(What you are asked to do) Repeat, exactly and in full, the lines of the listing below, but without any pictures.
────────────────────
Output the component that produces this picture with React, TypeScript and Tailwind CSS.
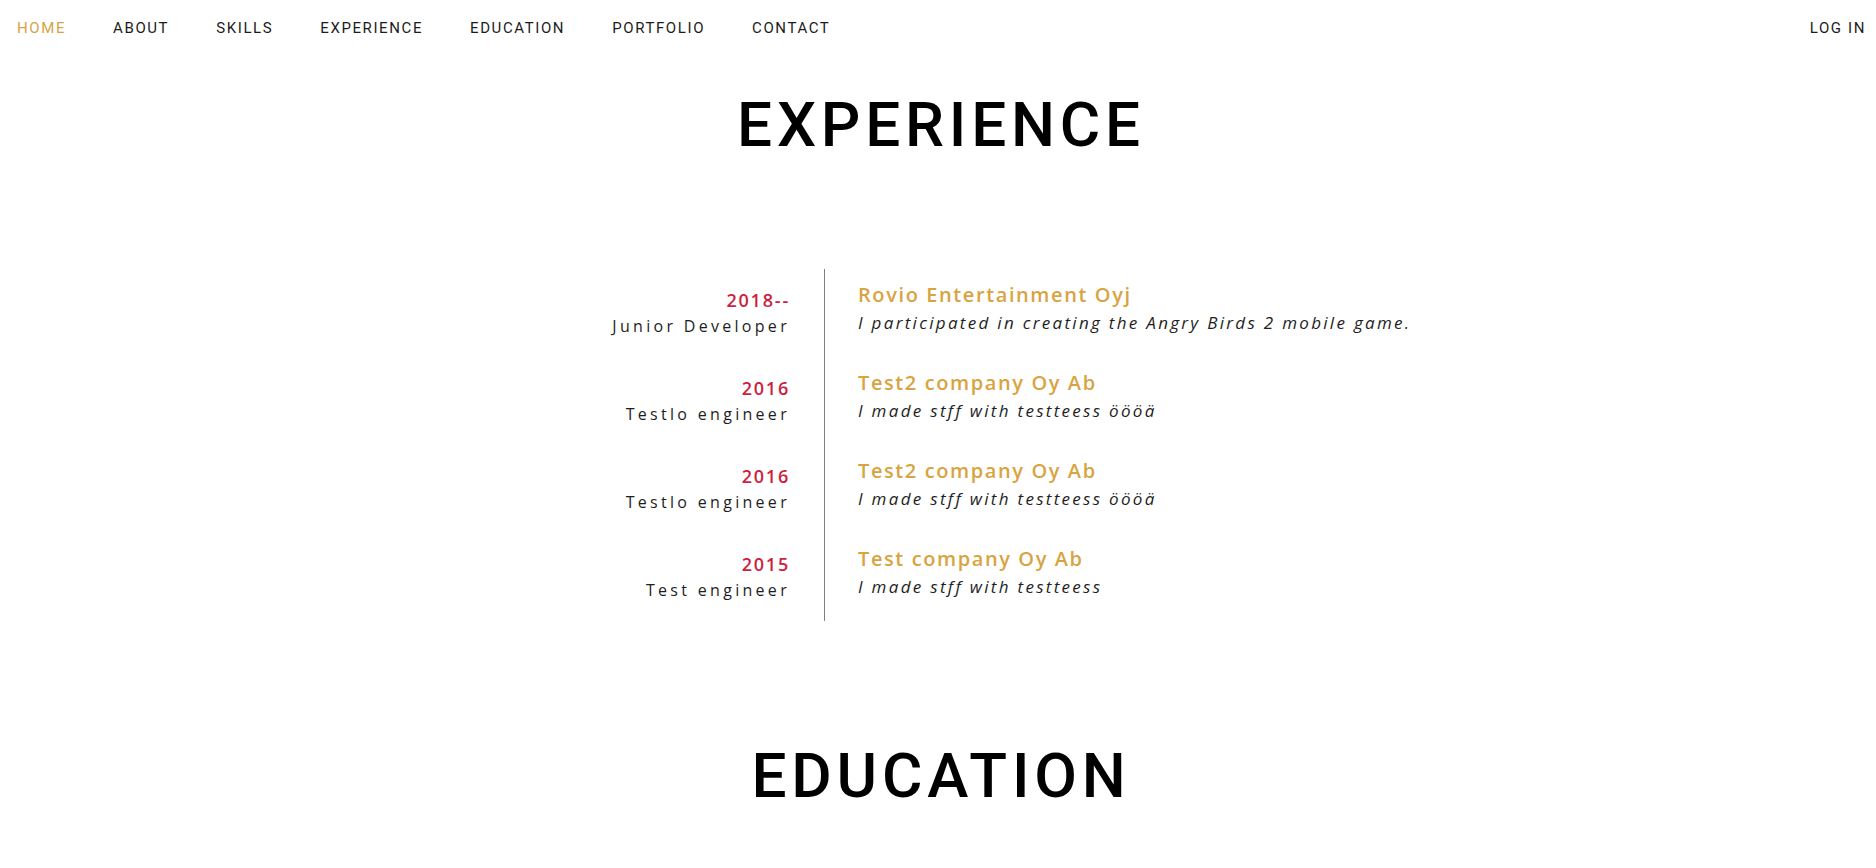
import React from "react";

const navItems = ["HOME", "ABOUT", "SKILLS", "EXPERIENCE", "EDUCATION", "PORTFOLIO", "CONTACT"];

const jobs = [
  { year: "2018--", role: "Junior Developer", company: "Rovio Entertainment Oyj", desc: "I participated in creating the Angry Birds 2 mobile game." },
  { year: "2016", role: "Testlo engineer", company: "Test2 company Oy Ab", desc: "I made stff with testteess öööä" },
  { year: "2016", role: "Testlo engineer", company: "Test2 company Oy Ab", desc: "I made stff with testteess öööä" },
  { year: "2015", role: "Test engineer", company: "Test company Oy Ab", desc: "I made stff with testteess" },
];

export default function App() {
  return (
    <div className="min-h-[868px] bg-white text-[#1a1a1a]">
      <nav className="flex h-[56px] items-center justify-between pl-[17px] pr-[10px] font-['Roboto',sans-serif] text-[15px] tracking-[1.6px]">
        <ul className="flex items-center gap-[47px]">
          {navItems.map((n, i) => (
            <li key={n} className={i === 0 ? "text-[#d6a445]" : "text-[#1c1c1c]"}>
              {n}
            </li>
          ))}
        </ul>
        <span className="text-[#1c1c1c]">LOG IN</span>
      </nav>

      <h2 className="mt-[32px] pl-[6px] text-center font-['Roboto',sans-serif] text-[62px] font-medium leading-[1.2] tracking-[4.8px] text-black">
        EXPERIENCE
      </h2>

      <section className="mx-auto mt-[107px] flex w-[796px] flex-col font-['Open_Sans',sans-serif]">
        {jobs.map((j, i) => (
          <div key={i} className="flex h-[88px]">
            <div className="w-[284px] shrink-0 pr-[34px] pt-[18px] text-right">
              <div className="text-[18px] font-semibold leading-[26px] tracking-[1.8px] text-[#cc1f41]">{j.year}</div>
              <div className="text-[16px] leading-[26px] tracking-[3.3px] text-[#1e1e1e]">{j.role}</div>
            </div>
            <div className="flex-1 whitespace-nowrap border-l border-[#808080] pl-[33px] pt-[12px]">
              <div className="text-[20px] font-semibold leading-[28px] tracking-[1.6px] text-[#d8a442]">{j.company}</div>
              <div className="text-[17px] italic leading-[28px] tracking-[2.3px] text-[#1e1e1e]">{j.desc}</div>
            </div>
          </div>
        ))}
      </section>

      <h2 className="mt-[118px] pl-[6px] text-center font-['Roboto',sans-serif] text-[62px] font-medium leading-[1.2] tracking-[4.8px] text-black">
        EDUCATION
      </h2>
    </div>
  );
}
────────────────────
(Solution to this problem)
Output the component that produces this picture with React, TypeScript and Tailwind CSS.
import React from "react";

const navItems = ["HOME", "ABOUT", "SKILLS", "EXPERIENCE", "EDUCATION", "PORTFOLIO", "CONTACT"];

const jobs = [
  { year: "2018--", role: "Junior Developer", company: "Rovio Entertainment Oyj", desc: "I participated in creating the Angry Birds 2 mobile game." },
  { year: "2016", role: "Testlo engineer", company: "Test2 company Oy Ab", desc: "I made stff with testteess öööä" },
  { year: "2016", role: "Testlo engineer", company: "Test2 company Oy Ab", desc: "I made stff with testteess öööä" },
  { year: "2015", role: "Test engineer", company: "Test company Oy Ab", desc: "I made stff with testteess" },
];

export default function App() {
  return (
    <div className="min-h-[868px] bg-white text-[#1a1a1a]">
      <nav className="flex h-[56px] items-center justify-between pl-[17px] pr-[10px] font-['Roboto',sans-serif] text-[15px] tracking-[1.6px]">
        <ul className="flex items-center gap-[47px]">
          {navItems.map((n, i) => (
            <li key={n} className={i === 0 ? "text-[#d6a445]" : "text-[#1c1c1c]"}>
              {n}
            </li>
          ))}
        </ul>
        <span className="text-[#1c1c1c]">LOG IN</span>
      </nav>

      <h2 className="mt-[32px] pl-[6px] text-center font-['Roboto',sans-serif] text-[62px] font-medium leading-[1.2] tracking-[4.8px] text-black">
        EXPERIENCE
      </h2>

      <section className="mx-auto mt-[107px] flex w-[796px] flex-col font-['Open_Sans',sans-serif]">
        {jobs.map((j, i) => (
          <div key={i} className="flex h-[88px]">
            <div className="w-[284px] shrink-0 pr-[34px] pt-[18px] text-right">
              <div className="text-[18px] font-semibold leading-[26px] tracking-[1.8px] text-[#cc1f41]">{j.year}</div>
              <div className="text-[16px] leading-[26px] tracking-[3.3px] text-[#1e1e1e]">{j.role}</div>
            </div>
            <div className="flex-1 whitespace-nowrap border-l border-[#808080] pl-[33px] pt-[12px]">
              <div className="text-[20px] font-semibold leading-[28px] tracking-[1.6px] text-[#d8a442]">{j.company}</div>
              <div className="text-[17px] italic leading-[28px] tracking-[2.3px] text-[#1e1e1e]">{j.desc}</div>
            </div>
          </div>
        ))}
      </section>

      <h2 className="mt-[118px] pl-[6px] text-center font-['Roboto',sans-serif] text-[62px] font-medium leading-[1.2] tracking-[4.8px] text-black">
        EDUCATION
      </h2>
    </div>
  );
}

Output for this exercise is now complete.